Imperial War Museum North in Manchester presents the largest ever UK exhibition about the life and work of Don McCullin, one of the world’s most acclaimed photographers, to mark his 75th year. Many items are on public display for the very first time.
For more than 50 years, McCullin’s images have shaped our awareness of modern conflict and its
consequences. His courage and integrity, as well as the exceptional quality of his work, are a continuing inspiration and influence worldwide. A unique collaboration between McCullin and the Imperial War Museum, this major new exhibition contains over 200 photographs, contact sheets, objects, magazines and personal memorabilia, and shows how war has shaped the life of this exceptional British photographer and those across the globe over the last half-century.
Photographs by Don McCullin
The exhibition examines McCullin the man, with an extraordinarily uncompromising drive to be on the frontline and document events as they unfold, the influences on his work and his impact on others. It reveals the moral dilemmas of bearing witness to and photographing conflict. Set in the context of world events and major changes in photography and journalism which have occurred in his lifetime, items on display for the first time include his US Issue Army Helmet worn in Vietnam, contact sheets from Hue, Vietnam, colour photographs from El Salvador, 1982 and Vietnam, 1972 and his most recent work, documenting the former Roman Empire.
Newly commissioned footage by the Imperial War Museum featuring Don McCullin reappraising his life as a photojournalist provides an intimate insight into his experiences in his own words. Most black and white images have been handprinted by McCullin himself (and are stunning examples of his darkroom skills) and are displayed alongside rough and ready contact sheets and press prints, which were essential working tools during his period as a photojournalist for the Sunday Times Magazine. Key images will also be displayed via lightboxes, banners and projections - methods that have never before been used to display his work.

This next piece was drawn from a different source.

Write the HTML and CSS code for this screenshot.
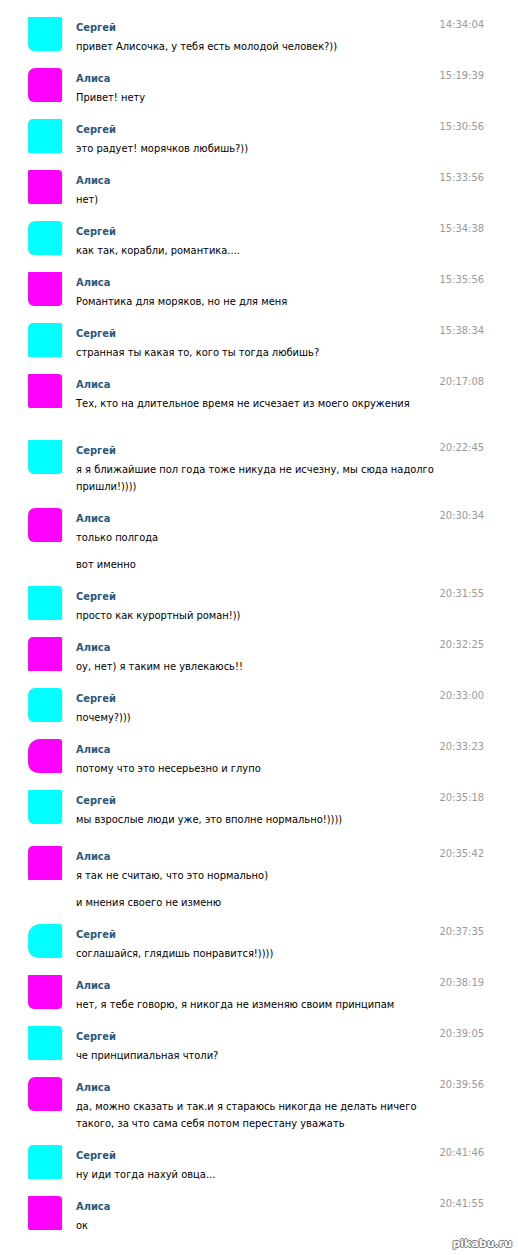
FILE: index.html
```html
<!DOCTYPE html>
<html lang="ru">
<head>
    <meta charset="UTF-8">
    <title>Сообщения</title>
    <link rel="stylesheet" href="styles.css">
</head>
<body>
    <div class="log">
        <div class="row">
            <div class="avatar cyan a1"></div>
            <div class="body">
                <div class="head"><span class="name">Сергей</span><span class="time">14:34:04</span></div>
                <div class="text">привет Алисочка, у тебя есть молодой человек?))</div>
            </div>
        </div>
        <div class="row">
            <div class="avatar pink a2"></div>
            <div class="body">
                <div class="head"><span class="name">Алиса</span><span class="time">15:19:39</span></div>
                <div class="text">Привет! нету</div>
            </div>
        </div>
        <div class="row">
            <div class="avatar cyan a3"></div>
            <div class="body">
                <div class="head"><span class="name">Сергей</span><span class="time">15:30:56</span></div>
                <div class="text">это радует! морячков любишь?))</div>
            </div>
        </div>
        <div class="row">
            <div class="avatar pink a4"></div>
            <div class="body">
                <div class="head"><span class="name">Алиса</span><span class="time">15:33:56</span></div>
                <div class="text">нет)</div>
            </div>
        </div>
        <div class="row">
            <div class="avatar cyan a2"></div>
            <div class="body">
                <div class="head"><span class="name">Сергей</span><span class="time">15:34:38</span></div>
                <div class="text">как так, корабли, романтика....</div>
            </div>
        </div>
        <div class="row">
            <div class="avatar pink a1"></div>
            <div class="body">
                <div class="head"><span class="name">Алиса</span><span class="time">15:35:56</span></div>
                <div class="text">Романтика для моряков, но не для меня</div>
            </div>
        </div>
        <div class="row">
            <div class="avatar cyan a3"></div>
            <div class="body">
                <div class="head"><span class="name">Сергей</span><span class="time">15:38:34</span></div>
                <div class="text">странная ты какая то, кого ты тогда любишь?</div>
            </div>
        </div>
        <div class="row">
            <div class="avatar pink a4"></div>
            <div class="body">
                <div class="head"><span class="name">Алиса</span><span class="time">20:17:08</span></div>
                <div class="text">Тех, кто на длительное время не исчезает из моего окружения</div>
            </div>
        </div>
        <div class="row gap-lg">
            <div class="avatar cyan a1"></div>
            <div class="body">
                <div class="head"><span class="name">Сергей</span><span class="time">20:22:45</span></div>
                <div class="text">я я ближайшие пол года тоже никуда не исчезну, мы сюда надолго пришли!))))</div>
            </div>
        </div>
        <div class="row">
            <div class="avatar pink a2"></div>
            <div class="body">
                <div class="head"><span class="name">Алиса</span><span class="time">20:30:34</span></div>
                <div class="text">только полгода</div>
                <div class="text more">вот именно</div>
            </div>
        </div>
        <div class="row">
            <div class="avatar cyan a4"></div>
            <div class="body">
                <div class="head"><span class="name">Сергей</span><span class="time">20:31:55</span></div>
                <div class="text">просто как курортный роман!))</div>
            </div>
        </div>
        <div class="row">
            <div class="avatar pink a3"></div>
            <div class="body">
                <div class="head"><span class="name">Алиса</span><span class="time">20:32:25</span></div>
                <div class="text">оу, нет) я таким не увлекаюсь!!</div>
            </div>
        </div>
        <div class="row">
            <div class="avatar cyan a2"></div>
            <div class="body">
                <div class="head"><span class="name">Сергей</span><span class="time">20:33:00</span></div>
                <div class="text">почему?)))</div>
            </div>
        </div>
        <div class="row">
            <div class="avatar pink a5"></div>
            <div class="body">
                <div class="head"><span class="name">Алиса</span><span class="time">20:33:23</span></div>
                <div class="text">потому что это несерьезно и глупо</div>
            </div>
        </div>
        <div class="row">
            <div class="avatar cyan a1"></div>
            <div class="body">
                <div class="head"><span class="name">Сергей</span><span class="time">20:35:18</span></div>
                <div class="text">мы взрослые люди уже, это вполне нормально!))))</div>
            </div>
        </div>
        <div class="row gap-sm">
            <div class="avatar pink a3"></div>
            <div class="body">
                <div class="head"><span class="name">Алиса</span><span class="time">20:35:42</span></div>
                <div class="text">я так не считаю, что это нормально)</div>
                <div class="text more">и мнения своего не изменю</div>
            </div>
        </div>
        <div class="row">
            <div class="avatar cyan a5"></div>
            <div class="body">
                <div class="head"><span class="name">Сергей</span><span class="time">20:37:35</span></div>
                <div class="text">соглашайся, глядишь понравится!))))</div>
            </div>
        </div>
        <div class="row">
            <div class="avatar pink a1"></div>
            <div class="body">
                <div class="head"><span class="name">Алиса</span><span class="time">20:38:19</span></div>
                <div class="text">нет, я тебе говорю, я никогда не изменяю своим принципам</div>
            </div>
        </div>
        <div class="row">
            <div class="avatar cyan a4"></div>
            <div class="body">
                <div class="head"><span class="name">Сергей</span><span class="time">20:39:05</span></div>
                <div class="text">че принципиальная чтоли?</div>
            </div>
        </div>
        <div class="row">
            <div class="avatar pink a2"></div>
            <div class="body">
                <div class="head"><span class="name">Алиса</span><span class="time">20:39:56</span></div>
                <div class="text">да, можно сказать и так.и я стараюсь никогда не делать ничего такого, за что сама себя потом перестану уважать</div>
            </div>
        </div>
        <div class="row">
            <div class="avatar cyan a3"></div>
            <div class="body">
                <div class="head"><span class="name">Сергей</span><span class="time">20:41:46</span></div>
                <div class="text">ну иди тогда нахуй овца...</div>
            </div>
        </div>
        <div class="row">
            <div class="avatar pink a4"></div>
            <div class="body">
                <div class="head"><span class="name">Алиса</span><span class="time">20:41:55</span></div>
                <div class="text">ок</div>
            </div>
        </div>
    </div>
    <div class="mark">pikabu.ru</div>
</body>
</html>
```

FILE: styles.css
```css
body {
    margin: 0;
    background: #fff;
    font-family: "DejaVu Sans Condensed", "DejaVu Sans", sans-serif;
    font-size: 11px;
    color: #000;
}
.log {
    padding: 17px 34px 0 28px;
}
.row {
    display: flex;
    padding-bottom: 13px;
}
.row.gap-lg {
    margin-top: 15px;
}
.row.gap-sm {
    margin-top: 5px;
}
.avatar {
    width: 34px;
    height: 34px;
    flex-shrink: 0;
}
.avatar.cyan {
    background: #00ffff;
}
.avatar.pink {
    background: #ff00ff;
}
.a1 { border-radius: 1px 1px 4px 6px; }
.a2 { border-radius: 7px 4px 2px 6px; }
.a3 { border-radius: 5px 1px 1px 1px; }
.a4 { border-radius: 1px 4px 1px 2px; }
.a5 { border-radius: 12px 3px 1px 10px; }
.body {
    flex: 1;
    margin-left: 14px;
    padding-top: 2px;
}
.head {
    display: flex;
    justify-content: space-between;
    line-height: 17px;
}
.name {
    font-weight: bold;
    color: #2b587a;
}
.time {
    color: #999;
    margin-top: -3px;
}
.text {
    margin-top: 2px;
    line-height: 17px;
    max-width: 362px;
}
.text.more {
    margin-top: 10px;
}
.mark {
    position: absolute;
    right: 6px;
    top: 1237px;
    font-family: "DejaVu Sans", sans-serif;
    font-size: 11px;
    font-weight: bold;
    color: #fff;
    text-shadow: 1px 0 #777, -1px 0 #777, 0 1px #777, 0 -1px #777;
}
```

McCullin’s most iconic black and white photographs of the major conflicts of the last 50 years are displayed together with his perspective on more recent events. Key turning points in his life are examined. These include his early years (experiencing evacuation, the Blitz, National Service in the RAF Photographic Unit), his discovery of photojournalism (early commissions for The Observer and reports of Berlin in 1961 and Cyprus in 1964), his seminal work for The Sunday Times Magazine (including Vietnam, Biafra, Bangladesh and Northern Ireland) and the changing approaches to journalism McCullin faced. Meanwhile documents on display from the Imperial War Museum’s Archive tell the full story of his controversial exclusion from the 1982 Falklands Conflict.
The exhibition explores how, indirectly, conflict continues to shape Don McCullin and his work today including cultural change in Britain, landscapes of England, still life photography and recent Roman Empire project.